We reached Ubud again, and had the exact bungalow we had before in Jati3. 

It's at Jati3, both times, that I did quite a lot of math. It doesn't matter if I'm not quite certain how to calculate standard deviation any more— the point is I need only short refresher and I'll be right back on track, with no need to puzzle through a ton of complicated books with bad explanations.

I'm really fuzzy about the order we did all these next things in, but the gist of it is, we met with the Going Anyway family again and had dinner.

We also went to Uluwatu, which if I remember corcetly is more southwesterly. This is where we went to a temple with macaques.

They stole Ioan's glasses right off his nose, so the rest of us went around not seeing anything at the temple. It was interetsing, but not breathtaking or anything of the sort.

We also saw a Kecak dance (remember that in Indonesian, 'c' is pronounced 'ch'). It's a group of 40-60 men of all ages, wearing sarongs wrapped around their waist and a red flower behind one ear.

And they made a 'cak cak cak cak cak cak cak' sound, with rhythm. It's one of the most amazing sounds you'll ever hear in your life. 

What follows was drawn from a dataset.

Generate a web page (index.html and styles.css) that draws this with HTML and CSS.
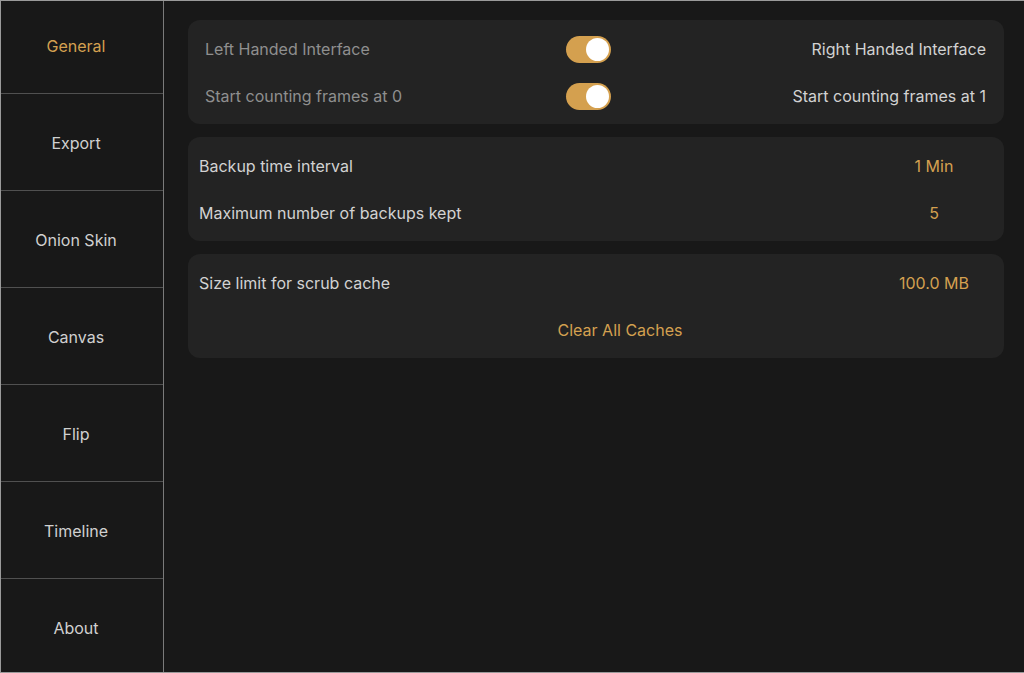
FILE: index.html
```html
<!DOCTYPE html>
<html>
<head>
<meta charset="utf-8">
<link rel="stylesheet" href="styles.css">
</head>
<body>
<div class="frame">
  <nav class="sidebar">
    <div class="nav-list">
      <div class="nav-item active">General</div>
      <div class="nav-item">Export</div>
      <div class="nav-item">Onion Skin</div>
      <div class="nav-item">Canvas</div>
      <div class="nav-item">Flip</div>
      <div class="nav-item">Timeline</div>
      <div class="nav-item">About</div>
    </div>
  </nav>
  <main class="content">
    <section class="card card-toggles">
      <div class="toggle-row">
        <span class="label-dim">Left Handed Interface</span>
        <span class="switch"><span class="knob"></span></span>
        <span class="label-right">Right Handed Interface</span>
      </div>
      <div class="toggle-row">
        <span class="label-dim">Start counting frames at 0</span>
        <span class="switch"><span class="knob"></span></span>
        <span class="label-right">Start counting frames at 1</span>
      </div>
    </section>
    <section class="card card-values">
      <div class="value-row">
        <span class="label">Backup time interval</span>
        <span class="value">1 Min</span>
      </div>
      <div class="value-row">
        <span class="label">Maximum number of backups kept</span>
        <span class="value">5</span>
      </div>
    </section>
    <section class="card card-values">
      <div class="value-row">
        <span class="label">Size limit for scrub cache</span>
        <span class="value">100.0 MB</span>
      </div>
      <div class="action-row">
        <span class="action">Clear All Caches</span>
      </div>
    </section>
  </main>
</div>
</body>
</html>
```
FILE: styles.css
```css
* { box-sizing: border-box; }
html, body {
  margin: 0;
  padding: 0;
  background: #181818;
}
body {
  font-family: Inter, "Noto Sans", "Liberation Sans", sans-serif;
  font-size: 16px;
  color: #d2d2d2;
}
.frame {
  width: 1024px;
  height: 673px;
  display: flex;
  border-top: 1px solid #9a9a9a;
  border-left: 1px solid #9a9a9a;
  border-bottom: 1px solid #9a9a9a;
  background: #181818;
  overflow: hidden;
}
.sidebar {
  width: 163px;
  flex: none;
  border-right: 1px solid #7a7a7a;
  overflow: hidden;
}
.nav-list {
  margin-top: -4px;
  display: flex;
  flex-direction: column;
}
.nav-item {
  height: 97px;
  flex: none;
  border-bottom: 1px solid #505050;
  display: flex;
  align-items: center;
  justify-content: center;
  padding: 2px 12px 0 0;
  color: #d0d0d0;
}
.nav-item.active { color: #d4a050; }
.content {
  flex: 1;
  padding: 19px 20px 0 24px;
  display: flex;
  flex-direction: column;
  gap: 13px;
}
.card {
  background: #232323;
  border-radius: 12px;
  padding: 5px 0;
}
.toggle-row {
  height: 47px;
  display: grid;
  grid-template-columns: 361px auto 1fr;
  align-items: center;
  padding: 1px 18px 0 17px;
}
.label-dim { color: #8f8f8f; }
.label-right { justify-self: end; color: #d2d2d2; }
.switch {
  width: 45px;
  height: 27px;
  border-radius: 14px;
  background: #d4a04f;
  position: relative;
  display: block;
}
.knob {
  position: absolute;
  right: 2px;
  top: 2px;
  width: 23px;
  height: 23px;
  border-radius: 50%;
  background: #ffffff;
}
.value-row {
  height: 47px;
  display: grid;
  grid-template-columns: 1fr 100px;
  align-items: center;
  padding: 1px 20px 0 11px;
}
.value {
  text-align: center;
  color: #d4a050;
}
.action-row {
  height: 47px;
  display: flex;
  align-items: center;
  justify-content: center;
  padding: 1px 0 0 48px;
}
.action { color: #d4a050; }
```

The performance also showcased part of the Ramayana— the golden deer, the fight against the giant, Hanuman's escape, etc. But it was much funnier, and much more entertaining than the ballet, not to mention much nicer to listen to!

Bali was a beautiful island to go to. It's the only Hindu island in all of Indonesia, which is Islamic. It has a beautiful language, interesting customs (the lady of the house goes around te every door, window, and idol to place a bamboo offering basket, every day.) It's warm, plagued by mosquitoes of all shapes and sizes, and has a weird cat species whos etails look as if they've been chopped off.

And even though we didn't see much of Java, speunding only three days there, that's an interesting country too.

At any rate, we ate many banana pancakes (good), and lots of jaffles (interesting). And I suppose that if you've got good food, everything else follows.